Business law isn't abstract theory. Every contract you've signed, every company policy you've followed, every product liability warning you've read reflects legal principles this exam covers. The CLEP Introductory Business Law exam tests whether you understand the legal framework that makes commerce possible.

What This Exam Actually Covers

Contracts dominate at 25% of the exam. You'll need to recognize valid offer and acceptance, understand consideration requirements, identify when contracts become void or voidable, and know the difference between material and minor breaches. The Statute of Frauds appears frequently, so know which contracts must be in writing.

Torts take 18% of your score. Negligence questions require you to apply the reasonable person standard, identify duty of care violations, and understand proximate cause. Intentional torts like fraud, assault, and defamation show up alongside strict liability for abnormally dangerous activities and defective products.

Business Organizations also account for 18%. Expect questions comparing sole proprietorships, partnerships, LLCs, and corporations. You'll need to know when partners face personal liability, how corporate veil piercing works, and what fiduciary duties officers owe shareholders.

The Legal Environment section (12%) covers court systems, jurisdiction, and constitutional limits on business regulation.

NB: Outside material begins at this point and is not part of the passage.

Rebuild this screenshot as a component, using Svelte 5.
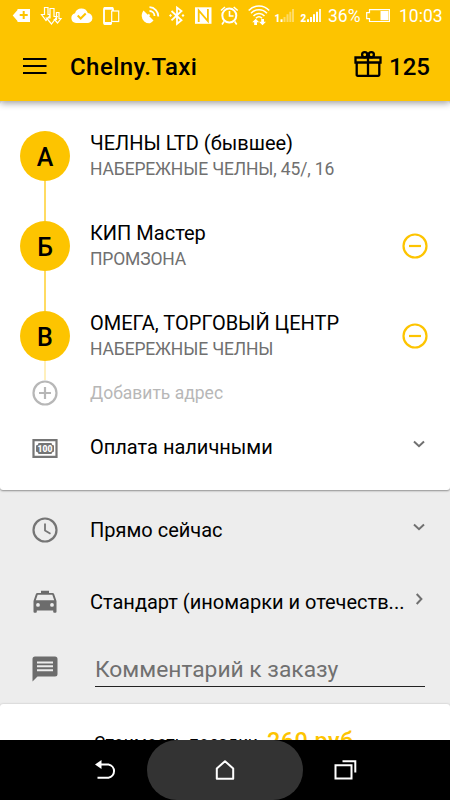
<script>
    let comment = "";

    const stops = [
        { letter: "А", title: "ЧЕЛНЫ LTD (бывшее)", address: "НАБЕРЕЖНЫЕ ЧЕЛНЫ, 45/, 16", removable: false },
        { letter: "Б", title: "КИП Мастер", address: "ПРОМЗОНА", removable: true },
        { letter: "В", title: "ОМЕГА, ТОРГОВЫЙ ЦЕНТР", address: "НАБЕРЕЖНЫЕ ЧЕЛНЫ", removable: true },
    ];
</script>

<div class="screen">
    <header class="top">
        <div class="status">
            <svg class="notifications" viewBox="0 0 124 32" fill="#fff">
                <path fill-rule="evenodd" d="M12.7 15.5 17.5 10V9H30v13H17.5v-1zM22.7 11v3h-3v2h3v3h2v-3h3v-2h-3v-3z" />
                <g fill="none" stroke="#fff" stroke-width="1.2">
                    <path d="M44.5 7.5h3.5v7h3L46 20.5l-4.500-6h3z" />
                    <path d="M50 8.500h4v8h3L51.500 24 46.500 18h3.500z" fill="#fdc400" />
                    <path d="M56.500 12.500h2.500v6h2L57.500 23l-3-3.500h2z" />
                </g>
                <path d="M76 23a5 5 0 0 1-1-9.800 6.800 6.800 0 0 1 12.800-.2A5 5 0 0 1 87 23z" />
                <path d="m77.700 15.500 3 3 5-5" fill="none" stroke="#fdc400" stroke-width="2" />
                <g fill="none" stroke="#fff">
                    <path d="M111 24h-6q-1 0-1-1V9q0-1 1-1h7q1 0 1 1v2" stroke-width="1.800" />
                    <path d="M104 8.500h9M104 23.300h8" stroke-width="2.500" />
                    <rect x="111.700" y="11" width="7" height="10.500" fill="#fdc400" stroke-width="1.200" />
                </g>
            </svg>
            <svg class="system" viewBox="140 0 182 32" fill="#fff">
                <path d="M143.500 10.500 153.500 20.500A8 8 0 0 1 150 23.200a7.500 7.500 0 0 1-8.300-7.200c0-2 .7-4 1.800-5.500z" />
                <path d="M149.500 14.500 148 16M149.500 11a5 5 0 0 1 5 5M149.500 7.200a9 9 0 0 1 8.800 9.300" fill="none" stroke="#fff" stroke-width="1.800" />
                <g fill="none" stroke="#fff" stroke-width="1.800">
                    <path d="m171.500 11 10 9.300-4.500 3.500V7.500l4.500 3.500-10 9.300" />
                </g>
                <path d="m170.500 14 1.500 1.500-1.500 1.500-1.500-1.500zM183 14l1.500 1.500L183 17l-1.500-1.500z" />
                <path d="M195 7.300h16.500v16.500H195z" />
                <path d="M198.700 22V10.500l9.200 10.500V9" fill="none" stroke="#fdc400" stroke-width="1.800" />
                <g fill="none" stroke="#fff" stroke-width="2">
                    <circle cx="229.300" cy="15.600" r="7" />
                    <path d="M229.500 11v5h4M221 10.500 225 7M237.700 10.500 233.700 7M224 21.500l-2 3M234.700 21.500l2 3" stroke-width="1.600" />
                </g>
                <g fill="none" stroke="#fff" stroke-width="1.500">
                    <path d="M248.700 10.500c5.500-6 15-6 20.500 0M251 13.300c4.300-4.800 11.700-4.800 16 0M253.500 16c3-3.500 8-3.500 11 0M256 18.300c1.700-2 4.300-2 6 0" />
                </g>
                <path d="m255.700 18.700 3.500 3.500h-2.200v2.800h-2.800v-2.800h-2zM262.500 25.200l-3.500-3.500h2.200V19h2.800v2.700h2z" />
                <text x="274.500" y="22">1</text>
                <path d="M280.500 19.300h2V22h-2z" />
                <path d="M283.500 17h2v5h-2zM286.500 14.300h2V22h-2zM289.300 11.700h2V22h-2zM292 9h2v13h-2z" opacity=".4" />
                <text x="300.500" y="22">2</text>
                <path d="M307 19.300h2V22h-2zM310 17h2v5h-2zM313 14.300h2V22h-2zM316 11.700h2V22h-2z" />
                <path d="M319 9h2v13h-2z" opacity=".85" />
            </svg>
            <span class="percent">36%</span>
            <svg class="battery" viewBox="366 0 24 32">
                <path d="M369.500 9.700h20v11.800h-20v-2.800h-2.800v-6h2.800z" fill="none" stroke="#fff" stroke-width="1.200" />
                <path d="M380.500 11h8v9.200h-8z" fill="#fff" />
            </svg>
            <span class="time">10:03</span>
        </div>
        <div class="toolbar">
            <button class="menu" aria-label="Меню">
                <svg viewBox="0 0 24 18" fill="#000">
                    <path d="M0 0h23.500v2H0zM0 7h23.500v2H0zM0 14h23.500v2H0z" />
                </svg>
            </button>
            <h1>Chelny.Taxi</h1>
            <svg class="gift" viewBox="0 0 28 26" fill="none" stroke="#000" stroke-width="2.300">
                <path d="M1.500 6.500h25v5h-25zM2.700 11.500h22.600v12.300q0 1-1 1H3.700q-1 0-1-1zM14 6.500v18" />
                <circle cx="10.700" cy="3.800" r="2.600" />
                <circle cx="17.300" cy="3.800" r="2.600" />
            </svg>
            <span class="bonus">125</span>
        </div>
    </header>

    <main>
        <section class="card route">
            {#each stops as stop, i}
                <div class="stop">
                    <div class="track">
                        <span class="letter">{stop.letter}</span>
                        <span class="line" class:faint={i === stops.length - 1}></span>
                    </div>
                    <div class="place">
                        <div class="title">{stop.title}</div>
                        <div class="address">{stop.address}</div>
                    </div>
                    {#if stop.removable}
                        <button class="remove" aria-label="Удалить">
                            <svg viewBox="0 0 26 26" fill="none" stroke="#fdc400" stroke-width="2.200">
                                <circle cx="13" cy="13" r="11.500" />
                                <path d="M7 13h12" />
                            </svg>
                        </button>
                    {/if}
                </div>
            {/each}
            <div class="row add">
                <svg class="icon" viewBox="0 0 26 26" fill="none" stroke="#b7b7b7" stroke-width="2.200">
                    <circle cx="13" cy="13" r="11.500" />
                    <path d="M7 13h12M13 7v12" />
                </svg>
                <span class="label">Добавить адрес</span>
            </div>
            <div class="row payment">
                <svg class="icon" viewBox="0 0 26 26">
                    <path d="M1.500 5.200h23v16.600h-23z" fill="none" stroke="#757575" stroke-width="2.200" />
                    <path d="M6.500 8h13q0 2 2.500 2.500v6q-2.500.5-2.500 2.500h-13q0-2-2.500-2.500v-6q2.500-.5 2.500-2.500z" fill="#757575" />
                    <text x="13" y="16.700" text-anchor="middle">100</text>
                </svg>
                <span class="label">Оплата наличными</span>
                <svg class="arrow" viewBox="0 0 12 12"><path d="m1 3.500 5 4.700 5-4.700" /></svg>
            </div>
        </section>

        <section class="options">
            <div class="row when">
                <svg class="icon" viewBox="0 0 26 26" fill="none" stroke="#757575">
                    <circle cx="13" cy="13" r="11.500" stroke-width="2.200" />
                    <path d="M13 6.500v7l5.500 3.200" stroke-width="1.800" />
                </svg>
                <span class="label">Прямо сейчас</span>
                <svg class="arrow" viewBox="0 0 12 12"><path d="m1 3.500 5 4.700 5-4.700" /></svg>
            </div>
            <div class="row tariff">
                <svg class="icon" viewBox="0 0 26 26" fill="#6c6c6c">
                    <path fill-rule="evenodd" d="M22.200 5.200Q21.800 4 20.500 4H17V1.700H9V4H5.500Q4.200 4 3.800 5.200L1.500 12v10.700q0 1 1 1h1.300q1 0 1-1v-1.300h16.400v1.300q0 1 1 1h1.300q1 0 1-1V12zM6 17.800a1.900 1.900 0 1 1 0-3.800 1.900 1.900 0 0 1 0 3.800zm14 0a1.900 1.900 0 1 1 0-3.800 1.900 1.900 0 0 1 0 3.800zM3.800 11.300l1.900-5.600h14.600l1.900 5.600z" />
                </svg>
                <span class="label">Стандарт (иномарки и отечеств...</span>
                <svg class="arrow" viewBox="0 0 12 12"><path d="m3.700 1 4.700 5-4.700 5" /></svg>
            </div>
            <div class="row comment">
                <svg class="icon" viewBox="0 0 26 26" fill="#6c6c6c">
                    <path fill-rule="evenodd" d="M3 .500h20q2.500 0 2.500 2.500v15q0 2.500-2.500 2.500H5.500L.500 25.500V3Q.500.500 3 .500zM5 5.500v2h16v-2zM5 9.300v2h16v-2zM5 13.200v2h16v-2z" />
                </svg>
                <input type="text" placeholder="Комментарий к заказу" bind:value={comment} />
            </div>
        </section>

        <section class="card cost">
            <span>Стоимость поездки</span>
            <b>260 руб</b>
        </section>
    </main>

    <nav>
        <button aria-label="Назад">
            <svg viewBox="0 0 24 24" fill="none" stroke="#fff" stroke-width="2">
                <path d="M4 6.500h11.500a6.700 6.700 0 0 1 0 13.200H4.500" />
                <path d="M2 6.500 8.500 2v9z" fill="#fff" stroke="none" />
            </svg>
        </button>
        <button class="home" aria-label="Домой">
            <svg viewBox="0 0 24 24" fill="none" stroke="#fff" stroke-width="2">
                <path d="M3.800 20.700V10.500L12 3.200l8.200 7.300v10.200z" stroke-linejoin="round" />
            </svg>
        </button>
        <button aria-label="Недавние">
            <svg viewBox="0 0 24 24" fill="none" stroke="#fff" stroke-width="2">
                <path d="M2.500 7.200h16v13.200h-16zM9.500 3.200h12.800v11.300" />
            </svg>
        </button>
    </nav>
</div>

<style>
    :global(body) {
        margin: 0;
        background: #ededed;
    }

    .screen {
        display: flex;
        flex-direction: column;
        width: 450px;
        height: 800px;
        overflow: hidden;
        background: #ededed;
        color: #000;
        font-family: Roboto, "Liberation Sans", sans-serif;
        font-size: 20px;
    }

    button {
        padding: 0;
        border: 0;
        background: none;
    }

    svg {
        display: block;
        flex: none;
    }

    .top {
        flex: none;
        height: 101px;
        background: #fdc400;
        box-shadow: 0 2px 7px rgba(0, 0, 0, 0.4);
        z-index: 1;
    }

    .status {
        display: flex;
        align-items: center;
        height: 32px;
        color: #fff;
        font-size: 17.5px;
    }

    .status text {
        font-size: 10px;
        font-weight: 900;
    }

    .notifications {
        width: 124px;
        height: 32px;
    }

    .system {
        width: 182px;
        height: 32px;
        margin-left: 16px;
    }

    .percent {
        width: 38px;
        padding-left: 6px;
        white-space: nowrap;
    }

    .battery {
        width: 24px;
        height: 32px;
    }

    .time {
        margin-left: 9px;
    }

    .toolbar {
        display: flex;
        align-items: center;
        height: 69px;
        padding: 0 20px 0 23px;
    }

    .menu svg {
        width: 24px;
        height: 18px;
    }

    h1 {
        flex: 1;
        margin: 1px 0 0 23px;
        font-size: 24px;
        font-weight: 500;
        letter-spacing: 0.45px;
    }

    .gift {
        width: 28px;
        height: 26px;
        margin: -5px 7px 0 0;
    }

    .bonus {
        font-size: 24px;
        font-weight: 500;
    }

    main {
        flex: 1;
        min-height: 0;
        overflow: hidden;
    }

    .card {
        background: #fff;
        border-radius: 3px;
        box-shadow: 0 1px 2px rgba(0, 0, 0, 0.4);
    }

    .route {
        height: 359px;
        padding-top: 30px;
    }

    .stop {
        display: flex;
        height: 90px;
        padding: 0 22px 0 20px;
    }

    .stop:nth-child(3) {
        height: 69px;
    }

    .track {
        display: flex;
        flex-direction: column;
        align-items: center;
        width: 70px;
        padding-right: 20px;
        box-sizing: border-box;
    }

    .letter {
        flex: none;
        width: 50px;
        height: 50px;
        border-radius: 50%;
        background: #fdc400;
        font-size: 25px;
        font-weight: 500;
        line-height: 53px;
        text-align: center;
    }

    .line {
        flex: 1;
        width: 2px;
        background: #ffdb62;
    }

    .faint {
        background: #fff0bd;
    }

    .place {
        flex: 1;
        white-space: nowrap;
    }

    .title {
        line-height: 25px;
    }

    .address {
        color: #707070;
        font-size: 17.5px;
        line-height: 27px;
        letter-spacing: -0.15px;
    }

    .remove {
        width: 26px;
        height: 50px;
    }

    .remove svg {
        width: 26px;
        height: 26px;
    }

    .row {
        display: flex;
        align-items: center;
        padding: 0 25px 0 32px;
    }

    .icon {
        width: 26px;
        height: 26px;
        margin-right: 32px;
    }

    .label {
        flex: 1;
        white-space: nowrap;
    }

    .arrow {
        width: 12px;
        height: 12px;
        margin-top: -7px;
        fill: none;
        stroke: #707070;
        stroke-width: 2;
    }

    .add {
        height: 26px;
        color: #b7b7b7;
        font-size: 17.5px;
    }

    .payment {
        height: 83px;
    }

    .payment .label {
        margin-bottom: 2px;
    }

    .payment text {
        fill: #fff;
        font-size: 8.5px;
        font-weight: 900;
    }

    .when {
        height: 80px;
    }

    .when .label,
    .tariff .label {
        margin-bottom: 1px;
    }

    .tariff {
        height: 64px;
    }

    .comment {
        align-items: flex-start;
        height: 48px;
        padding-top: 22px;
    }

    input {
        width: 330px;
        height: 34px;
        margin: -3px 0 0 5px;
        padding: 0 0 1px;
        border: 0;
        border-bottom: 1px solid #222;
        border-radius: 0;
        box-sizing: border-box;
        background: none;
        font: inherit;
        font-size: 22.8px;
        outline: none;
    }

    input::placeholder {
        color: #707070;
        opacity: 1;
    }

    .cost {
        display: flex;
        align-items: baseline;
        gap: 9px;
        height: 80px;
        padding: 23px 0 0 94px;
        box-shadow: 0 0 2px rgba(0, 0, 0, 0.25);
        font-size: 17.5px;
        letter-spacing: 0.1px;
        white-space: nowrap;
    }

    .cost b {
        color: #fdc400;
        font-size: 23.5px;
        font-weight: 500;
        letter-spacing: 0.4px;
    }

    nav {
        display: flex;
        align-items: center;
        justify-content: center;
        flex: none;
        height: 60px;
        background: #000;
        z-index: 1;
    }

    nav button {
        display: flex;
        align-items: center;
        justify-content: center;
        width: 84px;
        height: 60px;
    }

    nav svg {
        width: 24px;
        height: 24px;
    }

    nav .home {
        width: 156px;
        border-radius: 30px;
        background: #333;
    }
</style>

Know the difference between federal and state court jurisdiction, understand how administrative agencies create and enforce rules, and recognize when the Commerce Clause applies.

Agency and Employment (12%) tests employer-employee relationships. Questions cover when employers face vicarious liability for employee actions, what distinguishes employees from independent contractors, and how express versus implied authority works.

Government Regulation (10%) spans antitrust law, consumer protection, securities regulation, and environmental law. The Sherman Act's prohibition on price-fixing appears regularly, as do questions about SEC disclosure requirements.

Commercial Transactions under the UCC (5%) focuses on Article 2 sales of goods. Know how UCC rules for contract formation differ from common law, understand merchant versus non-merchant distinctions, and recognize when perfect tender applies.

Why This Exam Matters Beyond Credits

If you've managed contracts, handled employment issues, or navigated regulatory compliance, you've applied business law. This exam formalizes that knowledge. Business majors typically take this course in their sophomore year, so passing demonstrates you've met that foundational requirement.

The 90-minute format with approximately 100 multiple-choice questions means you'll average under a minute per question. That's manageable if you recognize legal concepts quickly, but challenging if you need to reason through unfamiliar scenarios from scratch.

Most test-takers find contracts and torts straightforward because these concepts appear in everyday life. Business organizations and agency relationships prove trickier because the technical distinctions between entity types and authority levels require precise knowledge.

Who Should Take This Test?

CLEP exams are open to anyone seeking college credit, regardless of age or enrollment status. You don't need to be currently enrolled in college or have completed any prerequisites. Military service members and veterans can take CLEP exams at no cost through the Defense Activity for Non-Traditional Education Support (DANTES) program. Civilians register through College Board and schedule at Prometric testing centers. Some institutions restrict credit for students who've already taken equivalent courses, so verify your school's policy before testing.

Quick Facts

Duration
90 minutes
Sections
7
Score Range
20-80
Test Dates
Year-round at Prometric testing centers and online
Credits
3

Introductory Business Law Format & Scoring

Exam Structure

You'll face approximately 100 multiple-choice questions in 90 minutes. The question distribution follows the topic weights: roughly 25 questions on contracts, 18 each on torts and business organizations, 12 each on legal environment and agency/employment, 10 on government regulation, and 5 on UCC commercial transactions.

How Questions Appear

Most questions present fact patterns followed by a legal question. You might read a scenario about a contractor who didn't complete work on time, then answer whether this constitutes material breach. Others test definitions directly, asking what type of damages aims to return a party to their pre-contract position.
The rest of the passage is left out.